» **Request**
Images should be left out, and everything else in the listing reproduced exactly.

» **Recorded data**

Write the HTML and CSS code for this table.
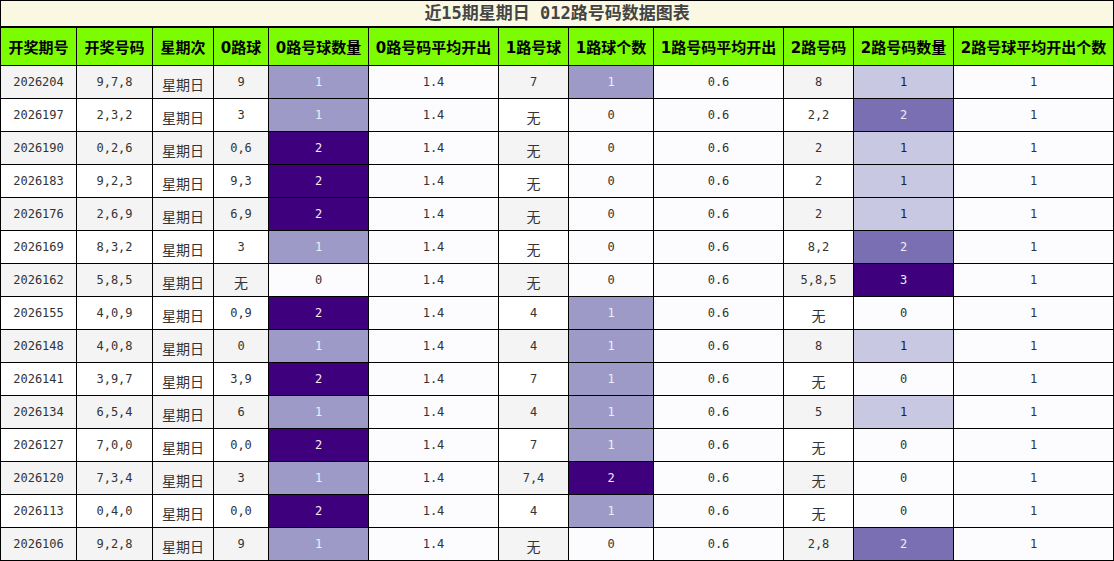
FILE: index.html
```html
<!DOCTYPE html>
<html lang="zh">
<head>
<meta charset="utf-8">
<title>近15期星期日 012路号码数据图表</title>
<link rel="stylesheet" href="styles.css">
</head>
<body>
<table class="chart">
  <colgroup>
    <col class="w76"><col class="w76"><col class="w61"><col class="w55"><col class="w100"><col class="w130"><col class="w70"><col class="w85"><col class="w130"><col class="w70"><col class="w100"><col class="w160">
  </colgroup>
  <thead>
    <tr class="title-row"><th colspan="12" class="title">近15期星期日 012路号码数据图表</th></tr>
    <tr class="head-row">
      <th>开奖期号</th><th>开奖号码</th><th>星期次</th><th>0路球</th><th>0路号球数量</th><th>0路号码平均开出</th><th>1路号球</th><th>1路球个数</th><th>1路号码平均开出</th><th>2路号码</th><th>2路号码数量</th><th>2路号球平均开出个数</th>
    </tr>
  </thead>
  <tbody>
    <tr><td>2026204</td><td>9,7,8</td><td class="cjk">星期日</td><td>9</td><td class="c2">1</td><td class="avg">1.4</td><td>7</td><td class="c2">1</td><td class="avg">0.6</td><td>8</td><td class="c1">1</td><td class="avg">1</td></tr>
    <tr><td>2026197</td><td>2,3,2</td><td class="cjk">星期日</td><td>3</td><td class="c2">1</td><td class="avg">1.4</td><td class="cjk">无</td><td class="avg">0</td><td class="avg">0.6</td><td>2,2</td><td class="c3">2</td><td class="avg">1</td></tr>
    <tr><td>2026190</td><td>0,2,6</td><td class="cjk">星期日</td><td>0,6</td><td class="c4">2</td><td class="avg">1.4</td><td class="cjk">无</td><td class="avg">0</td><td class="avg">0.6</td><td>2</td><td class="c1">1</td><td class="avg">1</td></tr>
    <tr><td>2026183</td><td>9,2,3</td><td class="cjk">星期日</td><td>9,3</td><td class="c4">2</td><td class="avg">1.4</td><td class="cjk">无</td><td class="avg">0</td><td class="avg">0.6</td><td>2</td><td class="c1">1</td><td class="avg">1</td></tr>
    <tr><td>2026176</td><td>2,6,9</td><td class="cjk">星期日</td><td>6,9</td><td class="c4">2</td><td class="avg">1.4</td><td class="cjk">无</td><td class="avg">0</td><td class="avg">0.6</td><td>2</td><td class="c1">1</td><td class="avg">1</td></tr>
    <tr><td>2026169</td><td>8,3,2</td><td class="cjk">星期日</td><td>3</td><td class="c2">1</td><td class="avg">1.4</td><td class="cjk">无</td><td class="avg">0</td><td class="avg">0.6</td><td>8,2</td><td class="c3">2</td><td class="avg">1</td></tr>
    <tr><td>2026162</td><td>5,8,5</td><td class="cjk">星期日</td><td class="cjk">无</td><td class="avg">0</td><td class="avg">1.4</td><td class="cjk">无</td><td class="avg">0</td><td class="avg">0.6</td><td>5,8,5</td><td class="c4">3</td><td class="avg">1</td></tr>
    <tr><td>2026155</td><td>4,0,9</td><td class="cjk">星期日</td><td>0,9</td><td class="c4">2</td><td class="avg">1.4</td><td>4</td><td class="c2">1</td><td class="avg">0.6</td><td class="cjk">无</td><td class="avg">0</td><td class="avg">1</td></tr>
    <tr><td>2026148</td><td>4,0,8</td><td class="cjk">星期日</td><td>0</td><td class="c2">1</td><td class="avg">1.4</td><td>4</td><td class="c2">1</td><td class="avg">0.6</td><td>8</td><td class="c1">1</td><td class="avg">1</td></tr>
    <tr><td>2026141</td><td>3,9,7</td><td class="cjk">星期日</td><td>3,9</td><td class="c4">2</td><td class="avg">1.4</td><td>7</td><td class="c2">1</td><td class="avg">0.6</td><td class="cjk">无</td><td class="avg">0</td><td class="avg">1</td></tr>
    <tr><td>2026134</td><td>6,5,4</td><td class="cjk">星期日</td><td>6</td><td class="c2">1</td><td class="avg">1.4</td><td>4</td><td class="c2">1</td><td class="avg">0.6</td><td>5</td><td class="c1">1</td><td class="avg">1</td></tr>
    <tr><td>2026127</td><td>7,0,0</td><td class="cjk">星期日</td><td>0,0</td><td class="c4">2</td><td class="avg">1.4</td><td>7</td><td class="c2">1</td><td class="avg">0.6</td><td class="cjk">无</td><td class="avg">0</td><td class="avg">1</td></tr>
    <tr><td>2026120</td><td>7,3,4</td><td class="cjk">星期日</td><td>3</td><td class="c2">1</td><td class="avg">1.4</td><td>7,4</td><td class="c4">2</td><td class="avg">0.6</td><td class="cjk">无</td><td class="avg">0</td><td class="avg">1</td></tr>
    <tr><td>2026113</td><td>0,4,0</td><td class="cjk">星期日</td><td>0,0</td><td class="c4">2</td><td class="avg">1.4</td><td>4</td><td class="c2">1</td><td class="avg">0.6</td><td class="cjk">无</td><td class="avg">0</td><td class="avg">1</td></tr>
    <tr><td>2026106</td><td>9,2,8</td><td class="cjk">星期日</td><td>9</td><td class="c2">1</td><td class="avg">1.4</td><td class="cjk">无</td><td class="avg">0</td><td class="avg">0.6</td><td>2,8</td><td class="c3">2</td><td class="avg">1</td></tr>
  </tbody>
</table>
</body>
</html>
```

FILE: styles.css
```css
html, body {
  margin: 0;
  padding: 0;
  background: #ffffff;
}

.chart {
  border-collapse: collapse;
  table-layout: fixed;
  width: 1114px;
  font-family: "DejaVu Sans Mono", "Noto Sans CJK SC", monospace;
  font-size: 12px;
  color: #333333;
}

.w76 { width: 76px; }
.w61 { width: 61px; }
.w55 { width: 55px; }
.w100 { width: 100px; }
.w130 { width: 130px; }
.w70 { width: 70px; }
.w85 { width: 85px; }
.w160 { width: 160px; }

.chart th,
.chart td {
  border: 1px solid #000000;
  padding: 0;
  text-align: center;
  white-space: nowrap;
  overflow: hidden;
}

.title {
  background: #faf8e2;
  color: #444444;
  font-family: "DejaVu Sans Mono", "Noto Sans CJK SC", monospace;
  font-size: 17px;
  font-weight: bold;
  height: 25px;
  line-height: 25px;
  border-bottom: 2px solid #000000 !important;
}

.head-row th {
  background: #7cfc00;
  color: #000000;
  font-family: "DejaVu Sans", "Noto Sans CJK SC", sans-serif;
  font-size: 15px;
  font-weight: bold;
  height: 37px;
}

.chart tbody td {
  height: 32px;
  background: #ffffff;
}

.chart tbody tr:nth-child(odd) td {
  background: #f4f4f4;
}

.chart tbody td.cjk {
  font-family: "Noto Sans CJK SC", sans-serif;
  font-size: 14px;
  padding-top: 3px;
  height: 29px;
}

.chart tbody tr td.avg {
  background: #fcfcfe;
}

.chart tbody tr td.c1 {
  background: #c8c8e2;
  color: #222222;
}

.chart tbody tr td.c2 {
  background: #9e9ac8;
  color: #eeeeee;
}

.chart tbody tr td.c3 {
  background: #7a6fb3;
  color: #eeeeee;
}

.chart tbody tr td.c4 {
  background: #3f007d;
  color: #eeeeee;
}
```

» **Reply to the task**
Write the HTML and CSS code for this table.
FILE: index.html
```html
<!DOCTYPE html>
<html lang="zh">
<head>
<meta charset="utf-8">
<title>近15期星期日 012路号码数据图表</title>
<link rel="stylesheet" href="styles.css">
</head>
<body>
<table class="chart">
  <colgroup>
    <col class="w76"><col class="w76"><col class="w61"><col class="w55"><col class="w100"><col class="w130"><col class="w70"><col class="w85"><col class="w130"><col class="w70"><col class="w100"><col class="w160">
  </colgroup>
  <thead>
    <tr class="title-row"><th colspan="12" class="title">近15期星期日 012路号码数据图表</th></tr>
    <tr class="head-row">
      <th>开奖期号</th><th>开奖号码</th><th>星期次</th><th>0路球</th><th>0路号球数量</th><th>0路号码平均开出</th><th>1路号球</th><th>1路球个数</th><th>1路号码平均开出</th><th>2路号码</th><th>2路号码数量</th><th>2路号球平均开出个数</th>
    </tr>
  </thead>
  <tbody>
    <tr><td>2026204</td><td>9,7,8</td><td class="cjk">星期日</td><td>9</td><td class="c2">1</td><td class="avg">1.4</td><td>7</td><td class="c2">1</td><td class="avg">0.6</td><td>8</td><td class="c1">1</td><td class="avg">1</td></tr>
    <tr><td>2026197</td><td>2,3,2</td><td class="cjk">星期日</td><td>3</td><td class="c2">1</td><td class="avg">1.4</td><td class="cjk">无</td><td class="avg">0</td><td class="avg">0.6</td><td>2,2</td><td class="c3">2</td><td class="avg">1</td></tr>
    <tr><td>2026190</td><td>0,2,6</td><td class="cjk">星期日</td><td>0,6</td><td class="c4">2</td><td class="avg">1.4</td><td class="cjk">无</td><td class="avg">0</td><td class="avg">0.6</td><td>2</td><td class="c1">1</td><td class="avg">1</td></tr>
    <tr><td>2026183</td><td>9,2,3</td><td class="cjk">星期日</td><td>9,3</td><td class="c4">2</td><td class="avg">1.4</td><td class="cjk">无</td><td class="avg">0</td><td class="avg">0.6</td><td>2</td><td class="c1">1</td><td class="avg">1</td></tr>
    <tr><td>2026176</td><td>2,6,9</td><td class="cjk">星期日</td><td>6,9</td><td class="c4">2</td><td class="avg">1.4</td><td class="cjk">无</td><td class="avg">0</td><td class="avg">0.6</td><td>2</td><td class="c1">1</td><td class="avg">1</td></tr>
    <tr><td>2026169</td><td>8,3,2</td><td class="cjk">星期日</td><td>3</td><td class="c2">1</td><td class="avg">1.4</td><td class="cjk">无</td><td class="avg">0</td><td class="avg">0.6</td><td>8,2</td><td class="c3">2</td><td class="avg">1</td></tr>
    <tr><td>2026162</td><td>5,8,5</td><td class="cjk">星期日</td><td class="cjk">无</td><td class="avg">0</td><td class="avg">1.4</td><td class="cjk">无</td><td class="avg">0</td><td class="avg">0.6</td><td>5,8,5</td><td class="c4">3</td><td class="avg">1</td></tr>
    <tr><td>2026155</td><td>4,0,9</td><td class="cjk">星期日</td><td>0,9</td><td class="c4">2</td><td class="avg">1.4</td><td>4</td><td class="c2">1</td><td class="avg">0.6</td><td class="cjk">无</td><td class="avg">0</td><td class="avg">1</td></tr>
    <tr><td>2026148</td><td>4,0,8</td><td class="cjk">星期日</td><td>0</td><td class="c2">1</td><td class="avg">1.4</td><td>4</td><td class="c2">1</td><td class="avg">0.6</td><td>8</td><td class="c1">1</td><td class="avg">1</td></tr>
    <tr><td>2026141</td><td>3,9,7</td><td class="cjk">星期日</td><td>3,9</td><td class="c4">2</td><td class="avg">1.4</td><td>7</td><td class="c2">1</td><td class="avg">0.6</td><td class="cjk">无</td><td class="avg">0</td><td class="avg">1</td></tr>
    <tr><td>2026134</td><td>6,5,4</td><td class="cjk">星期日</td><td>6</td><td class="c2">1</td><td class="avg">1.4</td><td>4</td><td class="c2">1</td><td class="avg">0.6</td><td>5</td><td class="c1">1</td><td class="avg">1</td></tr>
    <tr><td>2026127</td><td>7,0,0</td><td class="cjk">星期日</td><td>0,0</td><td class="c4">2</td><td class="avg">1.4</td><td>7</td><td class="c2">1</td><td class="avg">0.6</td><td class="cjk">无</td><td class="avg">0</td><td class="avg">1</td></tr>
    <tr><td>2026120</td><td>7,3,4</td><td class="cjk">星期日</td><td>3</td><td class="c2">1</td><td class="avg">1.4</td><td>7,4</td><td class="c4">2</td><td class="avg">0.6</td><td class="cjk">无</td><td class="avg">0</td><td class="avg">1</td></tr>
    <tr><td>2026113</td><td>0,4,0</td><td class="cjk">星期日</td><td>0,0</td><td class="c4">2</td><td class="avg">1.4</td><td>4</td><td class="c2">1</td><td class="avg">0.6</td><td class="cjk">无</td><td class="avg">0</td><td class="avg">1</td></tr>
    <tr><td>2026106</td><td>9,2,8</td><td class="cjk">星期日</td><td>9</td><td class="c2">1</td><td class="avg">1.4</td><td class="cjk">无</td><td class="avg">0</td><td class="avg">0.6</td><td>2,8</td><td class="c3">2</td><td class="avg">1</td></tr>
  </tbody>
</table>
</body>
</html>
```

FILE: styles.css
```css
html, body {
  margin: 0;
  padding: 0;
  background: #ffffff;
}

.chart {
  border-collapse: collapse;
  table-layout: fixed;
  width: 1114px;
  font-family: "DejaVu Sans Mono", "Noto Sans CJK SC", monospace;
  font-size: 12px;
  color: #333333;
}

.w76 { width: 76px; }
.w61 { width: 61px; }
.w55 { width: 55px; }
.w100 { width: 100px; }
.w130 { width: 130px; }
.w70 { width: 70px; }
.w85 { width: 85px; }
.w160 { width: 160px; }

.chart th,
.chart td {
  border: 1px solid #000000;
  padding: 0;
  text-align: center;
  white-space: nowrap;
  overflow: hidden;
}

.title {
  background: #faf8e2;
  color: #444444;
  font-family: "DejaVu Sans Mono", "Noto Sans CJK SC", monospace;
  font-size: 17px;
  font-weight: bold;
  height: 25px;
  line-height: 25px;
  border-bottom: 2px solid #000000 !important;
}

.head-row th {
  background: #7cfc00;
  color: #000000;
  font-family: "DejaVu Sans", "Noto Sans CJK SC", sans-serif;
  font-size: 15px;
  font-weight: bold;
  height: 37px;
}

.chart tbody td {
  height: 32px;
  background: #ffffff;
}

.chart tbody tr:nth-child(odd) td {
  background: #f4f4f4;
}

.chart tbody td.cjk {
  font-family: "Noto Sans CJK SC", sans-serif;
  font-size: 14px;
  padding-top: 3px;
  height: 29px;
}

.chart tbody tr td.avg {
  background: #fcfcfe;
}

.chart tbody tr td.c1 {
  background: #c8c8e2;
  color: #222222;
}

.chart tbody tr td.c2 {
  background: #9e9ac8;
  color: #eeeeee;
}

.chart tbody tr td.c3 {
  background: #7a6fb3;
  color: #eeeeee;
}

.chart tbody tr td.c4 {
  background: #3f007d;
  color: #eeeeee;
}
```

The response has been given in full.